Tout était une question temps. La quatrième étape de la Haute Route rendait visite à un des mythes alpestres : le col du Galibier. Depuis Valloire, chaque concurrent s’élançait sous un beau soleil à l’assaut des pentes du géant de 2642 mètres. Il y a quelques années, sur cette même ascension, mes frères se démenaient et me donnaient envie de faire du vélo. Et la nostalgie a déjà fait son effet. Hier, dans la descente, l’émotion m’avait envahie et avait noyé mes yeux. Aujourd’hui, mon regard se tourne vers le sommet de cette ascension fabuleuse. Certes, la montée de 17,6 kilomètres est chronométrée mais l’enjeu, le mien, est ailleurs. Ce col, c’est un rêve d’enfant.

Sans échauffement, sans cardio et sans capteur de puissance, ce chrono allait avant tout être une gestion des sensations et des sentiments. La montre ne m’intéresse pas mais ce col, oui. Cette route à flanc de montagne est tout simplement majestueuse. Le beau temps nous laisse découvrir les lacets laissés derrière nous dans lesquels j’aime à dire que je vois « ma vie défiler ». Ces moments de solitude sont des instants rares, que l’on savoure dans ce décor somptueux. Interrompus parfois par des concurrents rattrapées ou revenus sur moi, je profite du Galibier à mon rythme. Qu’importe le résultat. Douzième sur trente du classement féminin, je suis néanmoins à ma place mais je préfère me souvenir de cette photo entre filles, devant la pancarte, dans cette lumière si spéciale. Nous commençons à nous connaître et à nous reconnaitre, et j’espère partager un dîner avec elles avant la fin de cette Haute-Route.

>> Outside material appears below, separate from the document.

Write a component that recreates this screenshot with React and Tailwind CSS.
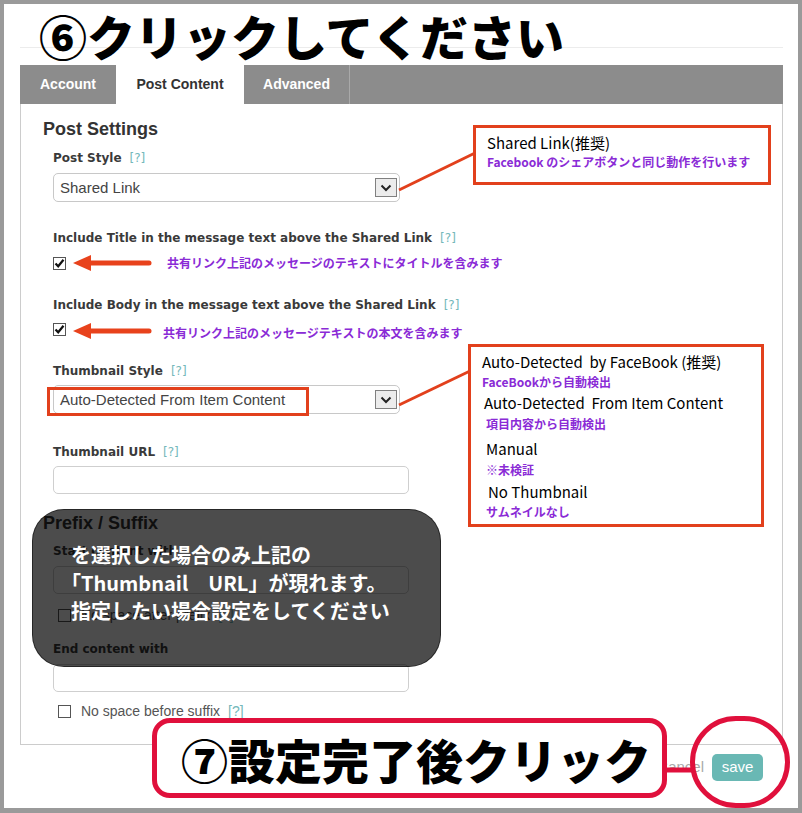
import React from "react";

const ui = { fontFamily: "'Liberation Sans', Arial, sans-serif" };
const label = { fontFamily: "'DejaVu Sans', Verdana, sans-serif" };
const jp = { fontFamily: "'Noto Sans CJK JP', 'Noto Sans', sans-serif" };

const Help = () => <span className="ml-[8px] font-normal text-[#74b8ba]">[?]</span>;

const Label = ({ children, className = "" }) => (
  <div style={label} className={`text-[12px] leading-[16px] font-bold text-[#3a3a3a] ${className}`}>
    {children}
    <Help />
  </div>
);

const Select = ({ value, className = "" }) => (
  <div className={`flex h-[29px] w-[347px] items-center justify-between rounded-[5px] border border-[#c8c8c8] bg-white pl-[6px] pr-[2px] ${className}`}>
    <span style={ui} className="text-[15px] leading-[18px] text-[#444]">{value}</span>
    <span className="flex h-[19px] w-[22px] items-center justify-center border border-[#808080] bg-[#ececec]">
      <svg width="12" height="8" viewBox="0 0 12 8">
        <path d="M1.5 1.5 L6 6 L10.5 1.5" fill="none" stroke="#222" strokeWidth="2" />
      </svg>
    </span>
  </div>
);

const Input = ({ className = "" }) => (
  <div className={`h-[28px] w-[356px] rounded-[5px] border border-[#cfcfcf] bg-white ${className}`} />
);

const Check = ({ checked, className = "" }) => (
  <span className={`flex h-[13px] w-[13px] shrink-0 items-center justify-center border border-[#555] bg-white ${className}`}>
    {checked && (
      <svg width="11" height="11" viewBox="0 0 11 11">
        <path d="M1.5 5.5 L4.2 8.3 L9.5 1.8" fill="none" stroke="#111" strokeWidth="2.2" />
      </svg>
    )}
  </span>
);

const Note = ({ children, className = "" }) => (
  <div style={jp} className={`whitespace-nowrap font-bold text-[#8a2bd6] ${className}`}>{children}</div>
);

const Line = ({ children, className = "" }) => (
  <div style={jp} className={`whitespace-nowrap text-[15px] leading-[20px] text-black ${className}`}>{children}</div>
);

export default function App() {
  return (
    <div className="relative h-[813px] w-[802px] overflow-hidden bg-white p-1">
      {/* page heading strip */}
      <div className="ml-[16px] mr-[15px] h-[44px] border-b border-[#ececec]" />

      {/* tabs */}
      <div style={ui} className="ml-[16px] mr-[15px] mt-[17px] flex h-[39px] bg-[#8c8c8c] text-[14px] font-bold">
        <div className="flex w-[96px] items-center justify-center text-white">Account</div>
        <div className="flex w-[128px] items-center justify-center bg-white text-[#333]">Post Content</div>
        <div className="flex w-[106px] items-center justify-center border-r border-[#a9a9a9] text-white">Advanced</div>
      </div>

      {/* panel */}
      <div className="ml-[16px] mr-[15px] h-[641px] border border-t-0 border-[#cccccc] pl-[22px] pt-[14px]">
        <div style={ui} className="text-[18px] leading-[22px] font-bold text-[#333]">Post Settings</div>
        <div className="pl-[10px]">
          <Label className="mt-[10px]">Post Style</Label>
          <Select value="Shared Link" className="mt-[7px]" />

          <Label className="mt-[28px]">Include Title in the message text above the Shared Link</Label>
          <Check checked className="mt-[11px]" />

          <Label className="mt-[27px]">Include Body in the message text above the Shared Link</Label>
          <Check checked className="mt-[10px]" />

          <Label className="mt-[27px]">Thumbnail Style</Label>
          <Select value="Auto-Detected From Item Content" className="mt-[6px]" />

          <Label className="mt-[30px]">Thumbnail URL</Label>
          <Input className="mt-[6px]" />
        </div>

        <div style={ui} className="mt-[18px] text-[18px] leading-[22px] font-bold text-[#333]">Prefix / Suffix</div>
        <div className="pl-[10px]">
          <div style={label} className="mt-[9px] text-[12px] leading-[16px] font-bold text-[#3a3a3a]">Start content with</div>
          <Input className="mt-[7px]" />
          <div className="mt-[11px] flex items-center gap-[10px] pl-[5px]">
            <Check />
            <span style={ui} className="text-[14px] text-[#555]">No space after prefix<Help /></span>
          </div>
          <div style={label} className="mt-[15px] text-[12px] leading-[16px] font-bold text-[#3a3a3a]">End content with</div>
          <Input className="mt-[7px]" />
          <div className="mt-[9px] flex items-center gap-[10px] pl-[5px]">
            <Check />
            <span style={ui} className="text-[14px] text-[#555]">No space before suffix<Help /></span>
          </div>
        </div>
      </div>

      {/* footer buttons */}
      <div style={ui} className="ml-[16px] mr-[15px] mt-[9px] flex items-center justify-end gap-[8px] pr-[20px]">
        <span className="text-[15px] text-[#aaa]">Cancel</span>
        <span className="flex h-[27px] w-[51px] items-center justify-center rounded-[5px] bg-[#69b8b4] text-[15px] text-white">save</span>
      </div>

      {/* ---- annotations ---- */}
      <div style={jp} className="absolute left-[39px] top-[7px] whitespace-nowrap text-[48px] leading-[56px] font-black text-black">
        ⑥クリックしてください
      </div>

      <svg className="pointer-events-none absolute left-0 top-0" width="802" height="813">
        <line x1="399" y1="190" x2="475" y2="153" stroke="#e2401c" strokeWidth="3" />
        <line x1="399" y1="405" x2="470" y2="371" stroke="#e2401c" strokeWidth="3" />
        <line x1="90" y1="263" x2="149" y2="263" stroke="#e8421c" strokeWidth="5" strokeLinecap="round" />
        <polygon points="73,263 91,255 91,271" fill="#e8421c" />
        <line x1="90" y1="331" x2="149" y2="331" stroke="#e8421c" strokeWidth="5" strokeLinecap="round" />
        <polygon points="73,331 91,323 91,339" fill="#e8421c" />
        <line x1="664" y1="770" x2="694" y2="770" stroke="#e0103c" strokeWidth="5" />
      </svg>

      <Note className="absolute left-[167px] top-[255px] text-[12px] leading-[16px]">共有リンク上記のメッセージのテキストにタイトルを含みます</Note>
      <Note className="absolute left-[163px] top-[325px] text-[12px] leading-[16px]">共有リンク上記のメッセージテキストの本文を含みます</Note>

      <div className="absolute left-[47px] top-[387px] h-[29px] w-[262px] border-[3px] border-[#e2401c]" />

      <div className="absolute left-[473px] top-[125px] h-[60px] w-[298px] border-[3px] border-[#e2401c] bg-white pl-[11px] pt-[5px]">
        <Line>Shared Link(推奨)</Line>
        <Note className="text-[12px] leading-[18px]">Facebook のシェアボタンと同じ動作を行います</Note>
      </div>

      <div className="absolute left-[468px] top-[344px] h-[183px] w-[296px] border-[3px] border-[#e2401c] bg-white pl-[11px] pt-[5px]">
        <Line>Auto-Detected&nbsp;&nbsp;by FaceBook (推奨)</Line>
        <Note className="mt-[1px] text-[12px] leading-[18px]">FaceBookから自動検出</Note>
        <Line className="mt-[2px] pl-[2px]">Auto-Detected&nbsp;&nbsp;From Item Content</Line>
        <Note className="mt-[2px] pl-[4px] text-[12px] leading-[18px]">項目内容から自動検出</Note>
        <Line className="mt-[6px] pl-[4px]">Manual</Line>
        <Note className="mt-[2px] pl-[4px] text-[12px] leading-[18px]">※未検証</Note>
        <Line className="mt-[3px] pl-[6px]">No Thumbnail</Line>
        <Note className="mt-[1px] pl-[4px] text-[12px] leading-[18px]">サムネイルなし</Note>
      </div>

      <div style={jp} className="absolute left-[32px] top-[509px] h-[158px] w-[409px] rounded-[32px] border border-black/50 bg-black/70 pl-[38px] pt-[31px] text-[20px] leading-[28px] font-bold text-white">
        <div>を選択した場合のみ上記の</div>
        <div className="-ml-[10px]">「Thumbnail　URL」が現れます。</div>
        <div>指定したい場合設定をしてください</div>
      </div>

      <div style={jp} className="absolute left-[152px] top-[718px] flex h-[80px] w-[515px] items-center rounded-[18px] border-[5px] border-[#e0103c] bg-white pl-[24px] text-[47px] leading-none font-black text-black">
        ⑦設定完了後クリック
      </div>

      <div className="absolute left-[690px] top-[716px] h-[92px] w-[100px] rounded-full border-[5px] border-[#e0103c]" />

      {/* outer frame */}
      <div className="pointer-events-none absolute inset-0 border-4 border-b-[5px] border-[#9a9a9a]" />
    </div>
  );
}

J’aurais aimé utiliser un plateau de 34 dents au lieu de mon 36 dents, mais, malheureusement, impossible de changer. Tant pis. Des images plein à la tête, j’accueille le temps de récupération supplémentaire avec joie. La fatigue est bien là, le massage est attendu avec impatience, la sieste aussi. Je vais aussi savourer les spécialités régionales comme le Beaufort. Evidemment, ce n’est pas recommandé pour la diététique d’un coureur mais cela fait tellemnt de bien au mental. Et puis, il faut noter que je me suis bien affûtée depuis le départ alors je ne vais pas bouder mon plaisir ! Et du plaisir, je pense qu’il en reste encore beaucoup à prendre sur cette Haute Route des Alpes.